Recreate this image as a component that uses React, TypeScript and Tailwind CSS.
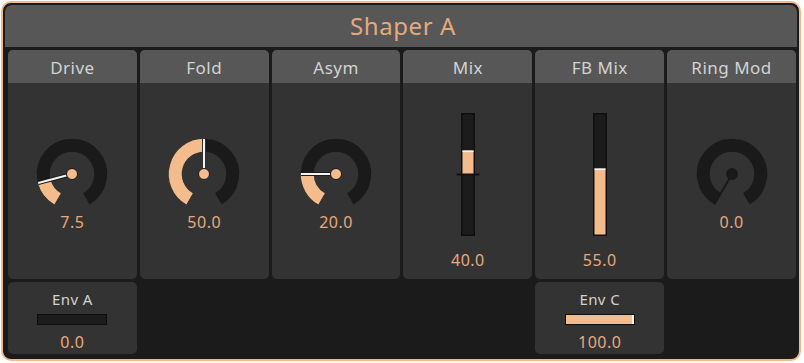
const ORANGE = "#f4bc8c"
const DARK = "#1a1a1a"

function pt(cx: number, cy: number, r: number, deg: number) {
    const a = (deg * Math.PI) / 180
    return [cx + r * Math.sin(a), cy - r * Math.cos(a)]
}

function arc(cx: number, cy: number, r: number, from: number, to: number) {
    const [x1, y1] = pt(cx, cy, r, from)
    const [x2, y2] = pt(cx, cy, r, to)
    const large = to - from > 180 ? 1 : 0
    return `M ${x1} ${y1} A ${r} ${r} 0 ${large} 1 ${x2} ${y2}`
}

function Knob({ frac }: { frac: number }) {
    const cx = 40
    const cy = 40
    const angle = -150 + frac * 300
    const active = frac > 0
    const [px, py] = pt(cx, cy, 35, angle)

    return (
        <svg width="80" height="80" viewBox="0 0 80 80">
            <path d={arc(cx, cy, 28.75, -150, 150)} stroke={DARK} strokeWidth="13" fill="none" />
            {active && <path d={arc(cx, cy, 28.75, -150, angle)} stroke={ORANGE} strokeWidth="13" fill="none" />}
            {active && <line x1={cx} y1={cy} x2={px} y2={py} stroke={DARK} strokeWidth="4" />}
            <line x1={cx} y1={cy} x2={px} y2={py} stroke={active ? "#f4f4f4" : DARK} strokeWidth={active ? 2.2 : 2} />
            <circle cx={cx} cy={cy} r="5.5" fill={active ? ORANGE : DARK} stroke={DARK} strokeWidth="1" />
        </svg>
    )
}

function Slider({ frac, bipolar = false }: { frac: number; bipolar?: boolean }) {
    // inner area of the track, below the border
    const top = 1.5
    const bottom = 121.5
    const h = bottom - top
    const mid = top + h / 2
    const fillTop = bipolar ? mid - (h / 2) * frac : bottom - h * frac
    const fillBottom = bipolar ? mid : bottom

    return (
        <svg width="26" height="123" viewBox="0 0 26 123">
            <rect x="6.75" y="0.75" width="12.5" height="121.5" fill="#1c1c1c" stroke="#0e0e0e" strokeWidth="1.5" />
            <rect x="7.5" y={fillTop} width="11" height={fillBottom - fillTop} fill={ORANGE} />
            <rect x="7.5" y={fillTop} width="11" height="1.6" fill="#f4f4f4" />
            {bipolar && <rect x="1.5" y={mid - 1} width="23" height="2" fill="#111" />}
        </svg>
    )
}

function Panel({ title, children }: { title: string; children: React.ReactNode }) {
    return (
        <div className="flex flex-col rounded-[5px] overflow-hidden bg-[#333333]">
            <div className="h-[33px] pt-[3px] bg-[#575757] flex items-center justify-center text-[17px] tracking-[0.5px] text-[#d2d2d2]">
                {title}
            </div>
            <div className="flex-1 flex flex-col items-center">{children}</div>
        </div>
    )
}

function Value({ text }: { text: string }) {
    return <p className="text-[16px] leading-[16px] tracking-[0.5px] text-[#e6a97d]">{text}</p>
}

function KnobPanel({ title, frac, value }: { title: string; frac: number; value: string }) {
    return (
        <Panel title={title}>
            <div className="mt-[51px]">
                <Knob frac={frac} />
            </div>
            <Value text={value} />
        </Panel>
    )
}

function SliderPanel({ title, frac, value, bipolar }: { title: string; frac: number; value: string; bipolar?: boolean }) {
    return (
        <Panel title={title}>
            <div className="mt-[30px] mb-[16px]">
                <Slider frac={frac} bipolar={bipolar} />
            </div>
            <Value text={value} />
        </Panel>
    )
}

function EnvPanel({ title, frac, value }: { title: string; frac: number; value: string }) {
    return (
        <div className="rounded-[5px] bg-[#333333] flex flex-col items-center pt-[9px]">
            <p className="text-[15px] leading-[16px] tracking-[0.4px] text-[#d2d2d2]">{title}</p>
            <div className="mt-[7px] w-[70px] h-[11px] border-[1.5px] border-[#0e0e0e] bg-[#1c1c1c] flex">
                {frac > 0 && (
                    <>
                        <div className="h-full bg-[#f4bc8c]" style={{ width: `calc(${frac * 100}% - 2px)` }} />
                        <div className="h-full w-[2px] bg-[#f4f4f4]" />
                    </>
                )}
            </div>
            <div className="mt-[9px]">
                <Value text={value} />
            </div>
        </div>
    )
}

export default function App() {
    return (
        <div className="w-[804px] h-[363px] bg-white font-['Noto_Sans',sans-serif] pt-px pl-px">
            <div className="w-[800px] h-[360px] rounded-[10px] border-2 border-[#f2b98b] bg-[#1b1b1b] flex flex-col pt-[2px] pb-[4px]">
                <div className="mx-[2px] h-[42px] rounded-t-[7px] bg-[#575757] flex items-center justify-center">
                    <h1 className="text-[24px] tracking-[0.6px] text-[#e6a97d] pl-1">Shaper A</h1>
                </div>

                <div className="mt-[3px] pl-[5px] pr-[3px] grid grid-cols-6 gap-x-[3px] gap-y-[3px] grid-rows-[229px_72px]">
                    <KnobPanel title="Drive" frac={0.15} value="7.5" />
                    <KnobPanel title="Fold" frac={0.5} value="50.0" />
                    <KnobPanel title="Asym" frac={0.2} value="20.0" />
                    <SliderPanel title="Mix" frac={0.4} value="40.0" bipolar />
                    <SliderPanel title="FB Mix" frac={0.55} value="55.0" />
                    <KnobPanel title="Ring Mod" frac={0} value="0.0" />

                    <EnvPanel title="Env A" frac={0} value="0.0" />
                    <div />
                    <div />
                    <div />
                    <EnvPanel title="Env C" frac={1} value="100.0" />
                    <div />
                </div>
            </div>
        </div>
    )
}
____
#### TO DO:
Track down every line of the material containing the string "React", and copy it.

#### ANSWER TO THIS PROBLEM:
Recreate this image as a component that uses React, TypeScript and Tailwind CSS.
function Panel({ title, children }: { title: string; children: React.ReactNode }) {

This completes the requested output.